Sure! As if to say “Isn’t horror what you said you wanted?” I think that horror is a tricky genre, because it’s so easy to make, but also easy to make shitty. Most of the movies count on scares being about generic death and violence, which IMO are too inevitable to be interesting. Your average housecat could easily match the sadistic glee of a slasher movie villain with a weeks work. What I realized when trying to write horror screenplays in my teens is that “scary” can be an elusive quality. That what motivates people and what forms the bases of their reactions is where things get interesting. For me it becomes a sort of meditation upon why something seems to press my buttons in a certain way.
Maybe. Many of the examples here such as the best movies of Cohen, Carpenter, Gordon, Henenlotter, et al are IMO competent pulp movies. They are not generally “bad” but simply playing in what is regarded as a disposable pop culture medium. Problems of suspending disbelief occur due either because of excess, or when the ambition drastically exceeds the budget.

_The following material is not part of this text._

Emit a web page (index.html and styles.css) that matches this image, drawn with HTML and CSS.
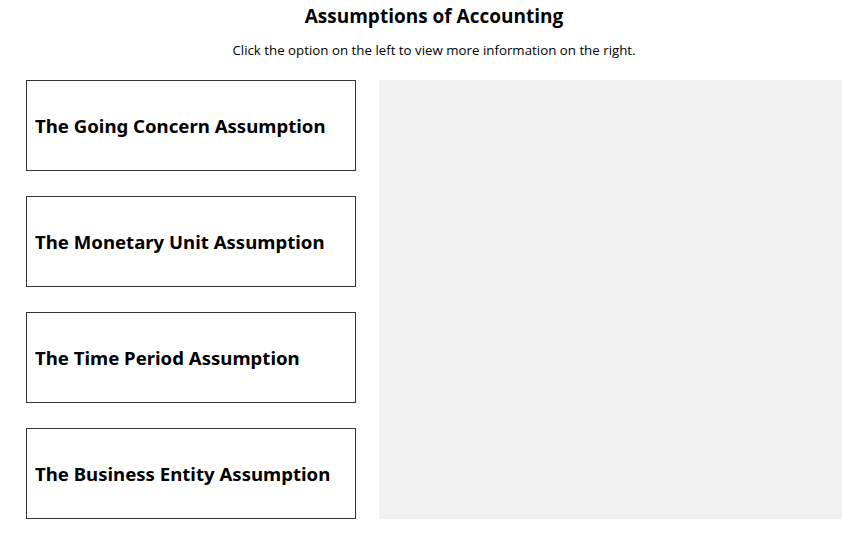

Whereas I think of “so bad it’s good” as being more naive. Usually true art brut as a result of faulty premise, severe style-over-substance, bulldada dialog and acting, etc. As I’ve gotten older I’ve come around to thinking of most of them as awfully tedious in their pacing when one is not stoned and riffing them with friends (I miss that so much!). SBIG is not rare, but examples which aren’t also boring are. Most of what really pushes the so bad it’s good quality I think is naive earnestness which veers into extreme absurdity, and that is hard to capture or fake. The key to making an entertaining bad movie is to strive to make a good movie and fall drastically short - not in trying to make a bad movie in the first place. And to not run out of ideas!